The use of automated theorem provers has become essential in formal verification to ensure the correctness of hardware and software systems, reducing errors before deployment.
Different approaches to automated theorem proving include natural deduction, sequent calculus, and resolution-based methods, each with unique strengths and applications.
Many programming languages and tools integrate automated theorem proving capabilities to assist in verifying properties such as safety and security within codebases.
The development of powerful automated theorem provers has influenced areas beyond mathematics, including artificial intelligence, where they are used for reasoning about knowledge and actions.
Review Questions
How does automated theorem proving relate to first-order logic, and why is this relationship important?
Automated theorem proving heavily relies on first-order logic because it provides a robust framework for expressing mathematical statements and theorems. The ability to quantify over objects makes first-order logic suitable for complex proofs.
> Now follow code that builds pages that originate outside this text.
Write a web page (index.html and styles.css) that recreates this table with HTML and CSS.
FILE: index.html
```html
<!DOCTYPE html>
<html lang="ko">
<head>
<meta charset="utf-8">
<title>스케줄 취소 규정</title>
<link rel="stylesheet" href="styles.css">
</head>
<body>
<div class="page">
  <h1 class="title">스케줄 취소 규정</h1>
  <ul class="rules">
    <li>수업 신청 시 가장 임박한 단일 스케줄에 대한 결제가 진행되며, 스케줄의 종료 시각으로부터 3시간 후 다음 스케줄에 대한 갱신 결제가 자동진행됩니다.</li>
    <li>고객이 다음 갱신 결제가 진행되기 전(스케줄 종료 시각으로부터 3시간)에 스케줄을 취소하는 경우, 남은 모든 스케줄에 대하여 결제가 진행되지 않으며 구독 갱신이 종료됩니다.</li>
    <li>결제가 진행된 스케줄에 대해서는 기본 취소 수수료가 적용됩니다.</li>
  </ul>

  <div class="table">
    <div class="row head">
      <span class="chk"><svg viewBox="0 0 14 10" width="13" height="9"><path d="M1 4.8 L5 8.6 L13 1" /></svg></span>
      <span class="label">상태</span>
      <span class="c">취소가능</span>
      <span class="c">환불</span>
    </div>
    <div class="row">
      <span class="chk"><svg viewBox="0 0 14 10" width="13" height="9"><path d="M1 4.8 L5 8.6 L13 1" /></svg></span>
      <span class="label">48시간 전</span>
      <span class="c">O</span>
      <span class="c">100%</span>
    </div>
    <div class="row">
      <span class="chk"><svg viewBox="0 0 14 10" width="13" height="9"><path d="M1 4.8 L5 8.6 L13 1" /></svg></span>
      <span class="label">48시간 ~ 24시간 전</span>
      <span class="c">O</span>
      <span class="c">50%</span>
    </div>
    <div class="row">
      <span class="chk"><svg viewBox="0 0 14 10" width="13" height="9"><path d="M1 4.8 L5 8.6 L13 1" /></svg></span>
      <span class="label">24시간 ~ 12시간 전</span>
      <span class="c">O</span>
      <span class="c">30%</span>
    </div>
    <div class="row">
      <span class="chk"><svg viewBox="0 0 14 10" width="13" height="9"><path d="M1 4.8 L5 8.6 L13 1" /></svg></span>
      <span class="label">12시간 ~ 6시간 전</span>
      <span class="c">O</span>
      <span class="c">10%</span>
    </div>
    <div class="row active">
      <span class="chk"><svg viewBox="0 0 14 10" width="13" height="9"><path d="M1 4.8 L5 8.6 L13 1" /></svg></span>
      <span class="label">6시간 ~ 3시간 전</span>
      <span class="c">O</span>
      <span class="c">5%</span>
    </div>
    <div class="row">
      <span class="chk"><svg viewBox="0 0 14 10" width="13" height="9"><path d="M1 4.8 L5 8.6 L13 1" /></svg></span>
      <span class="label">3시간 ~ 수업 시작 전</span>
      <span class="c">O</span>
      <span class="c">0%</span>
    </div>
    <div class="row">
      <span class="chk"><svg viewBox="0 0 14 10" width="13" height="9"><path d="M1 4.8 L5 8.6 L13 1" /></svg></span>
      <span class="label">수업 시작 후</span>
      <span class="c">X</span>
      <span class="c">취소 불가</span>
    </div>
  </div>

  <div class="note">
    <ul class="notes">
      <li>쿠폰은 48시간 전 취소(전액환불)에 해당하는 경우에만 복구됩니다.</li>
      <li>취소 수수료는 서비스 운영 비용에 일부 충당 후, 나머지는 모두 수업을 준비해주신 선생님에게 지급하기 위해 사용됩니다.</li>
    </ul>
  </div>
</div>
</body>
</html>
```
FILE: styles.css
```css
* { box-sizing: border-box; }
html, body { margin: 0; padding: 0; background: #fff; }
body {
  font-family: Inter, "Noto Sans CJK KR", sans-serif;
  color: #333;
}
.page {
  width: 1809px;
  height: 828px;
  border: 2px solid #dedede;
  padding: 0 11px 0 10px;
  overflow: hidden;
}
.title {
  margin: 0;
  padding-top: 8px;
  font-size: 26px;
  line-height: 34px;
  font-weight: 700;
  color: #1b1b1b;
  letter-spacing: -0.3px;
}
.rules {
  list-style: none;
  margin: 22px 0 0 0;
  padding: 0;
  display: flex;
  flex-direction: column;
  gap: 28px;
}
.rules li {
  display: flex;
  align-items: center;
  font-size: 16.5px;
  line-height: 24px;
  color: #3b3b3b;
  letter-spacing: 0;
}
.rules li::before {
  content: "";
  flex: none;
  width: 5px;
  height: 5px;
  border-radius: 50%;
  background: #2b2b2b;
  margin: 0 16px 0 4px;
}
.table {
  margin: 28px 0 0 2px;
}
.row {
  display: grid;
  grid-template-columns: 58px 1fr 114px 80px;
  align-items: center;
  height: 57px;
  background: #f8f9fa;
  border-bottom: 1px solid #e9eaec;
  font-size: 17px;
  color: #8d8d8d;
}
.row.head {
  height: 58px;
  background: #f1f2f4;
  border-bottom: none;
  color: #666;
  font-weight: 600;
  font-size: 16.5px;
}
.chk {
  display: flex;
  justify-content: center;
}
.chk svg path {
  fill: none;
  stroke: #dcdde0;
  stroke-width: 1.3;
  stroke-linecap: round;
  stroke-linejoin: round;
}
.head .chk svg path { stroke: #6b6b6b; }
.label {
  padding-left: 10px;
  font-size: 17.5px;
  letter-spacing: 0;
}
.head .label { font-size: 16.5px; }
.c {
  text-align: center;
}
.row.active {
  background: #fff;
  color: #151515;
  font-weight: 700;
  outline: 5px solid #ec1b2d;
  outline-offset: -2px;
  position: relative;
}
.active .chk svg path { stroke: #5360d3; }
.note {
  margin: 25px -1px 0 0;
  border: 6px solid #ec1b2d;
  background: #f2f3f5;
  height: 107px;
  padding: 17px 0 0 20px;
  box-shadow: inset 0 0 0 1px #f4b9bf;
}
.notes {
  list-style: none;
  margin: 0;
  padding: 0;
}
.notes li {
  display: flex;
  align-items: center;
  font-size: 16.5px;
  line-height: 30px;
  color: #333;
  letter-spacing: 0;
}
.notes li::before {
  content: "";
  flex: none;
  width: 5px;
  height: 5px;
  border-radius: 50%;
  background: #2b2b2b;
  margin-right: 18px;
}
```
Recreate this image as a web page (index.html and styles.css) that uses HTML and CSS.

Understanding this relationship is crucial since many automated theorem provers use techniques derived from first-order logic to efficiently process and validate logical statements.
Evaluate the significance of the resolution principle in the context of automated theorem proving.
The resolution principle is a foundational technique in automated theorem proving that allows for deriving new conclusions from existing clauses by resolving contradictions. Its significance lies in its ability to simplify proofs and reduce the complexity involved in demonstrating the validity of logical statements. Many modern automated theorem provers employ resolution as a core strategy due to its effectiveness in managing large sets of logical expressions.
Discuss the impact of automated theorem proving on formal verification practices in computer science.
Automated theorem proving has dramatically transformed formal verification practices by enabling systematic and rigorous checks on software and hardware systems. By integrating these provers into development processes, engineers can automatically verify that their systems meet essential safety and correctness criteria before deployment. This capability not only reduces the risk of critical failures but also fosters a culture of quality assurance, ultimately leading to more reliable technology solutions in various applications.
Related terms
First-order logic: A formal logical system that allows for quantification over objects and is widely used in automated theorem proving.
Resolution principle: A rule of inference used in automated theorem proving that derives new clauses from existing ones by eliminating variables.
Formal verification: The process of checking whether a system or program satisfies specified properties through mathematical methods, often involving automated theorem proving.